Once we had breakfasted, as we had had a good walk round old Hanoi yesterday we decided to explore further afield.
First of all to the Hoam Kien Lake in the centre of the city just below the Old Quarter, and then down the West side, a pleasant stroll under some amazing old trees which line the bank. After a coffee we headed for the Cathedral, Notre Dame a copy of that in Paris, as this is in the French Quarter of the city, Vietnam having been colonised by the French as part of Indochine from the late 1880s to the mid 1940s.
Not much to see here as the Cathedral was closed so next stop the “Hanoi Hilton”, correctly named Hỏa Lò Prison.
This was an excellent visit and gave us an great insight into the history of Vietnam as the prison was used first of all by the French to inter Vietnamese who objected
to the French takeover of their country and then by the Vietnamese to imprison the Americans who tried to do the same. The information boards were understandably very biased in favour of Vietnam, decrying French brutality towards the Vietnamese prisoners while praising the Vietnamese treatment of American prisoners.
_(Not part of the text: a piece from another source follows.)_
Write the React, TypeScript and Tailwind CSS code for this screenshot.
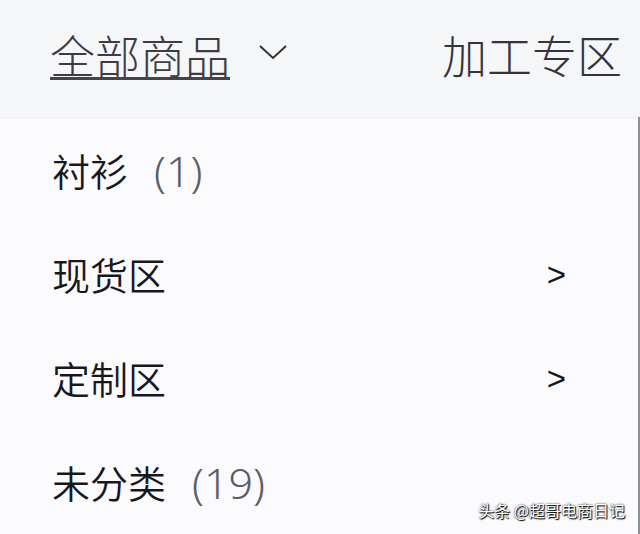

From the prison we took a taxi to the Literature Temple which dates from 1070 and is the temple of Confucius, Vietnam’s first national university. This was quite a busy spot with several guided groups but as usual we did our own tour and found plenty of information boards with English explanations. Sometimes we are really pleased that English is the common international language and certainly here in Vietnam it is generally understood.
The temple has a series of gardens and courtyards and at the very end the temple building itself complete with statues to 3 notable Vietnamese kings and scholars in a very typical red and gold colour scheme. We were pleased we had chosen this site to visit, as it seemed a good representation of Vietnamese culture.
From the temple we took another taxi, to the Red river. But the river was not to be found.
Bob decided to search for it and found a bridge to take us there and we first of all ended up on the railway line itself. I was not impressed and declined to continue further as it looked rather a dangerous path to take. We retraced our steps and found the pathway proper along the side of the railway which was basically a foot and 2-wheel path but also sometimes accommodated a little truck or two. Very busy with a constant stream of buzzing traffic passing us by. Not sure how far it was across that bridge to the other side of the river but must have been at least half a mile. The river, once we reached it having crossed over allotments and a banana plantation, was just that, a waterway, very muddy, few boats and no buildings (sensible !) along the banks.
Once on the other side there was nothing to see so we grabbed another taxi (they are really quite cheap !) and returned to the hotel but by way of the other, road, bridge.
Had another excellent dinner, this time a traditional Vietnamese meal, followed by a walk round the busy, bustling, noisy
streets before retiring to our room for a rest.
We are very pleased to have found Hanoi as we like it very much.